Anyways, I’ll leave it at that. I could go into the reasons I don’t like expats and these kinds of couples, but just like earlier the point is moot. I just hate that we were so effectively flanked like that. It was some stone cold bullshit.

Mail and Message Boards

So here I go again on the Thailand blog.  I’m gonna try to keep everything going this time.  I didn’t exactly do very much today, so I am scrambling to justify my existence by scratching out a chapter in Confessions and then blogging so that I can say that I did some writing.  Of course, it is now midnight, which means I only actually did an hour of work.  Shame on me.
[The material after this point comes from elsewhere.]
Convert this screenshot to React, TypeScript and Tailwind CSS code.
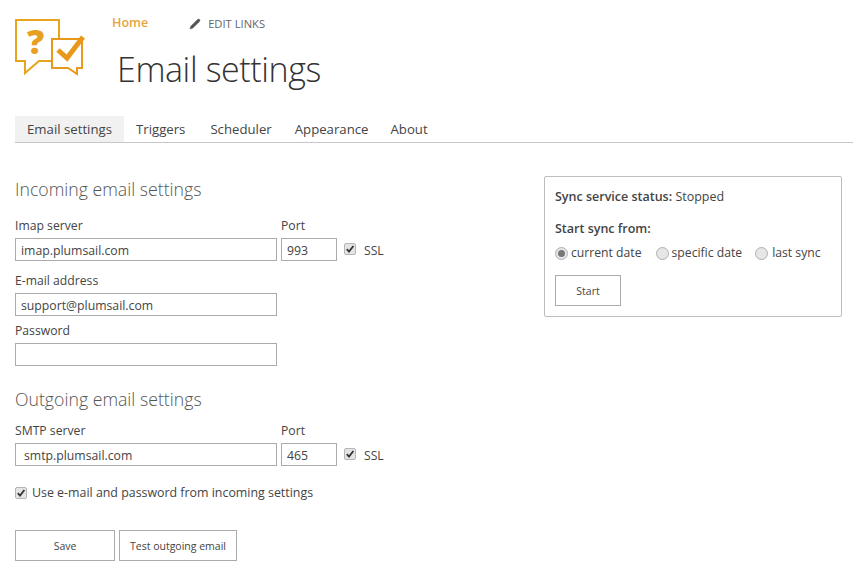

I am having a little bit of trouble with some vitamins that I ordered from eBay.  Sasi and I are trying our best to take hold of the reins and get ourselves healthy, so I went a little click happy and ordered a bunch of herbs and vitamins for us.  So far, everything has come in except for one thing, four bottles of GNC’s Women’s Ultra Mega.  Sasi received a phone call two days ago saying that the package was being randomly inspected, and then a day later she was called again and said that they cannot release the bottles because they had things that were not approved by the Thai FDA.

Now, some of you will probably roll your eyes at the following tirade, but I think some of you know that this whole thing is some stone cold bulljive.  I know that rules are rules, but this is not exactly a place where anybody follows any.  Ever.  Somebody somewhere wants a bribe.  I was an idiot and had it sent FedEx, so they saw the value of the package and decided that they had a chance to make some money on it.

And you know what?  If I’m wrong, I’m wrong.  But don’t assume I’m just talking out of my arse.  I’ve personally witnessed shakedowns on visa runs by greedy ‘tour guides.’  It’s not uncommon.

I checked online, and people have had the same issue.  A few of them even said all it took was a bribe.  Well, having to just abandon $150 of vitamins without a fight isn’t exactly my style.  Sasi has a relative who might be able to negotiate their release, but regardless I am in another one of those situations where I guess I kinda learned my lesson the hard way.

But let’s talk about those message boards before I split, because these things always crack me up.  On the thread I was reading about getting vitamins shipped over, a very helpful expat posited that if the person asking the question had a better diet, he or she would not need any vitamins.

Remember how I said these things crack me up?  Well, I lied.  They piss me off severely.

I’ve tried to use message boards in the past, and there is always some dipshit out there who’s just there to tell people that they are Thailand-ing wrong.  People ask about anything, and there’s always one guy who tells you that you should know better.  Don’t do this.  You’ll offend them.  Figure out Thai custom, you brute.  Do it their way.  You’re a jerk for not doing it their way.  It always sounds like some bitter prick who is not even enjoying themselves out here who gives these shitty answers.

Anyways, it looks like I might be out $150.  Living in Thailand is frustrating as hell.  I love the privacy, I love the exchange rate, and I absolutely love who I married, but crap like this just pops up out of nowhere, and it always serves to remind me just how little of a say I have in my own life out here.

And for all those little smart-asses who like to use patronizing language on the message boards, I know it isn’t any different for you.  You haven’t cracked the code.  I don’t care if you speak the language.  You get jerked around just like I do from time to time, only I bet that you’re the kind of person who gets all indignant and acts like they owe you for being such a great guest.

So I guess I’m done bitching at imaginary people now.  I wrote today.  The box has been checked.  Hell, I might even post the chapter, because it looks a lot better than the original.

But for now it’s time for bed.  I have to head out for groceries tomorrow with our taxi dude.  It’s something you have to set aside half a day for, if that’s any indicator as to what the traffic is like out here.